1. I say not yet because several wealthy Tory party donors have campaigned for years to change the law.
I would love the right to wild camp in England. That said I do wonder how well it would stand up to our much higher population density. The current system does kind of work despite its lack of rules or clarity. I think our trespass rules are a good compromise.
I've heard this argument before but there are plenty of remote, sparsely populated places in England (e.g. Dartmoor, the Peak District). Yes, wild camping in more densely populated areas might be a problem, and England has more of those due to its higher population density, but similar places would in practice be off-limits in Scotland too.
These rules are the artifact of a different era and economics.
I've lived at two Bruce Trail trailheads, and thankfully, most people are responsible. The problem where I am now is that these laws and rights of way were made when the population was much smaller. We get loiterers, "kids" but really people in their 20s from nearby suburbs with subwoofers in their cars parked at the trailhead and yelling. Rock faces on the trail are covered in spray paint, and not the grafitti art people are so sentimental about.
I could really see a revolt against these old rights as societies change. They were made for a different time culture where there was a recognition that what made them beautiful and desirable was our respective absence and invisibility. "Leave no trace" is a pretty refined value and it's not universal.

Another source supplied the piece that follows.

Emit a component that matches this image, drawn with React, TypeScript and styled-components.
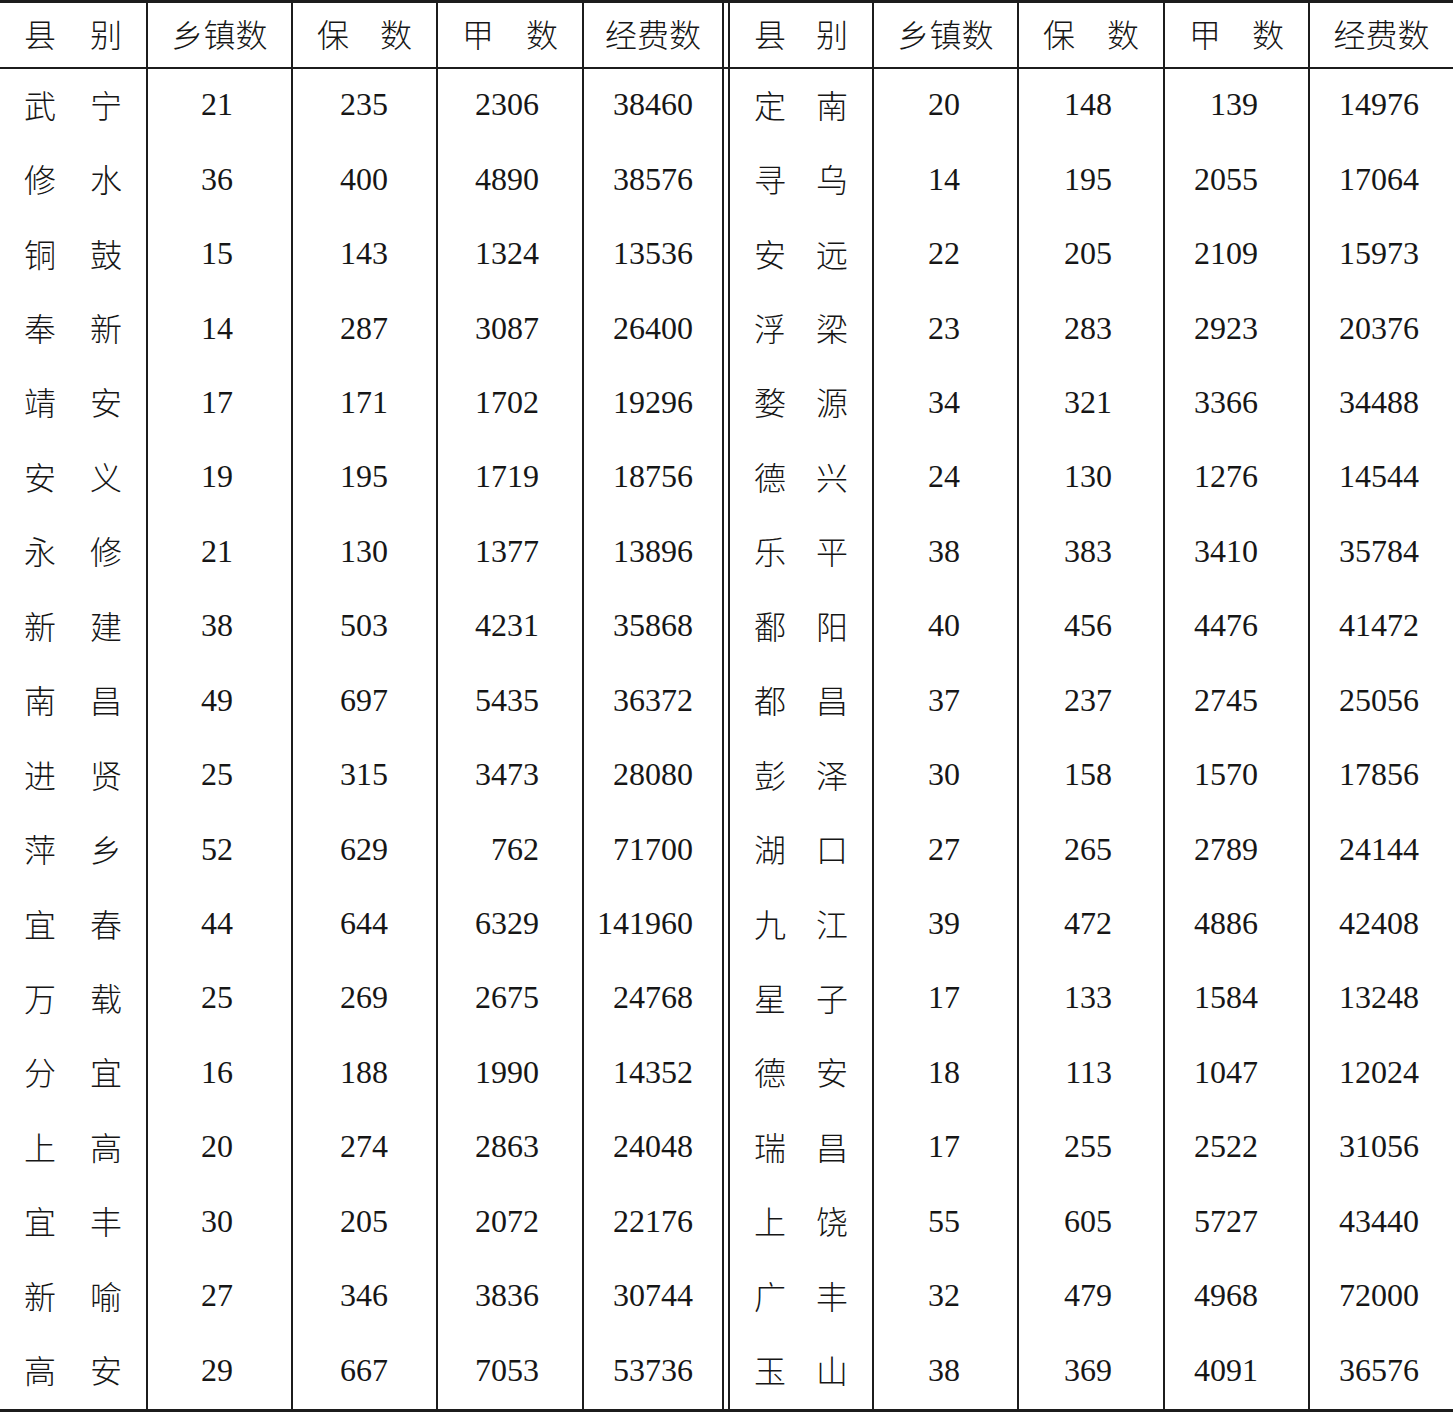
import * as React from "react";
import styled, { createGlobalStyle } from "styled-components";

const GlobalStyle = createGlobalStyle`
  html, body {
    margin: 0;
    padding: 0;
    background: #ffffff;
  }
`;

// column widths: 5 columns, double rule, 5 columns
const COLUMNS = "146px 145px 145px 146px 140px 8px 142px 145px 146px 145px 145px";
const LINE = "#1c1c1c";

// right padding for the number columns, as they sit in the print
const LEFT_PADS = [58, 48, 43, 29];
const RIGHT_PADS = [57, 51, 50, 34];

const StyledSheet = styled.div`
  width: 1453px;
  border-top: 3px solid ${LINE};
  border-bottom: 3px solid ${LINE};
  font-family: "Liberation Serif", "Noto Sans CJK SC", serif;
  font-size: 32px;
  color: #161616;
`;

const StyledRow = styled.div<{ $head?: boolean }>`
  display: grid;
  grid-template-columns: ${COLUMNS};
  height: ${props => (props.$head ? "64px" : "74.45px")};
  border-bottom: ${props => (props.$head ? `2px solid ${LINE}` : "none")};
`;

const StyledCell = styled.div<{ $ruled?: boolean; $padRight?: number }>`
  display: flex;
  align-items: center;
  justify-content: flex-end;
  border-left: ${props => (props.$ruled ? `2px solid ${LINE}` : "none")};
  padding-right: ${props => props.$padRight || 0}px;
  padding-bottom: 3px;
  white-space: nowrap;
`;

const StyledNameCell = styled.div<{ $ruled?: boolean }>`
  display: flex;
  align-items: center;
  justify-content: space-between;
  padding: 0 24px 5px 24px;
  border-left: ${props => (props.$ruled ? `2px solid ${LINE}` : "none")};
  font-family: "Noto Sans CJK SC", serif;
  font-weight: 300;
`;

const StyledTitleCell = styled.div<{ $ruled?: boolean }>`
  display: flex;
  align-items: center;
  justify-content: center;
  padding-bottom: 5px;
  border-left: ${props => (props.$ruled ? `2px solid ${LINE}` : "none")};
  font-family: "Noto Sans CJK SC", serif;
  font-weight: 300;
`;

const StyledDoubleRule = styled.div`
  border-left: 2px solid ${LINE};
  border-right: 2px solid ${LINE};
`;

type Line = [string, number, number, number, number];

const leftRows: Line[] = [
  ["武宁", 21, 235, 2306, 38460],
  ["修水", 36, 400, 4890, 38576],
  ["铜鼓", 15, 143, 1324, 13536],
  ["奉新", 14, 287, 3087, 26400],
  ["靖安", 17, 171, 1702, 19296],
  ["安义", 19, 195, 1719, 18756],
  ["永修", 21, 130, 1377, 13896],
  ["新建", 38, 503, 4231, 35868],
  ["南昌", 49, 697, 5435, 36372],
  ["进贤", 25, 315, 3473, 28080],
  ["萍乡", 52, 629, 762, 71700],
  ["宜春", 44, 644, 6329, 141960],
  ["万载", 25, 269, 2675, 24768],
  ["分宜", 16, 188, 1990, 14352],
  ["上高", 20, 274, 2863, 24048],
  ["宜丰", 30, 205, 2072, 22176],
  ["新喻", 27, 346, 3836, 30744],
  ["高安", 29, 667, 7053, 53736]
];

const rightRows: Line[] = [
  ["定南", 20, 148, 139, 14976],
  ["寻乌", 14, 195, 2055, 17064],
  ["安远", 22, 205, 2109, 15973],
  ["浮梁", 23, 283, 2923, 20376],
  ["婺源", 34, 321, 3366, 34488],
  ["德兴", 24, 130, 1276, 14544],
  ["乐平", 38, 383, 3410, 35784],
  ["鄱阳", 40, 456, 4476, 41472],
  ["都昌", 37, 237, 2745, 25056],
  ["彭泽", 30, 158, 1570, 17856],
  ["湖口", 27, 265, 2789, 24144],
  ["九江", 39, 472, 4886, 42408],
  ["星子", 17, 133, 1584, 13248],
  ["德安", 18, 113, 1047, 12024],
  ["瑞昌", 17, 255, 2522, 31056],
  ["上饶", 55, 605, 5727, 43440],
  ["广丰", 32, 479, 4968, 72000],
  ["玉山", 38, 369, 4091, 36576]
];

const Spread = ({ text, ruled }: { text: string; ruled?: boolean }) => (
  <StyledNameCell $ruled={ruled}>
    <span>{text[0]}</span>
    <span>{text[1]}</span>
  </StyledNameCell>
);

const HalfHead = ({ ruled }: { ruled?: boolean }) => (
  <>
    <Spread text="县别" ruled={ruled} />
    <StyledTitleCell $ruled>乡镇数</StyledTitleCell>
    <Spread text="保数" ruled />
    <Spread text="甲数" ruled />
    <StyledTitleCell $ruled>经费数</StyledTitleCell>
  </>
);

const HalfRow = ({ line, pads }: { line: Line; pads: number[] }) => (
  <>
    <Spread text={line[0]} />
    {line.slice(1).map((value, i) => (
      <StyledCell key={i} $ruled $padRight={pads[i]}>
        {value}
      </StyledCell>
    ))}
  </>
);

export default function App() {
  return (
    <>
      <GlobalStyle />
      <StyledSheet>
        <StyledRow $head>
          <HalfHead />
          <StyledDoubleRule />
          <HalfHead />
        </StyledRow>
        {leftRows.map((line, i) => (
          <StyledRow key={line[0] + i}>
            <HalfRow line={line} pads={LEFT_PADS} />
            <StyledDoubleRule />
            <HalfRow line={rightRows[i]} pads={RIGHT_PADS} />
          </StyledRow>
        ))}
      </StyledSheet>
    </>
  );
}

On public lands, it varies a lot in the US depending on popularity. In popular wilderness areas and national parks, it's pretty common to need a backcountry permit to camp at a specific location--and in some cases these are very hard to come by. In other cases, especially BLM land but often national forests as well, you can camp more or less where you want to.
Compare this to Ireland, where one of the most spectacular and celebrated natural rock formations [0], which has been used by the government as promotional material for visiting Ireland, is borderline inaccessible [1], and you are met with signs warning you of trespassing, and when I went last year, there was another sign warning of a bull in the field.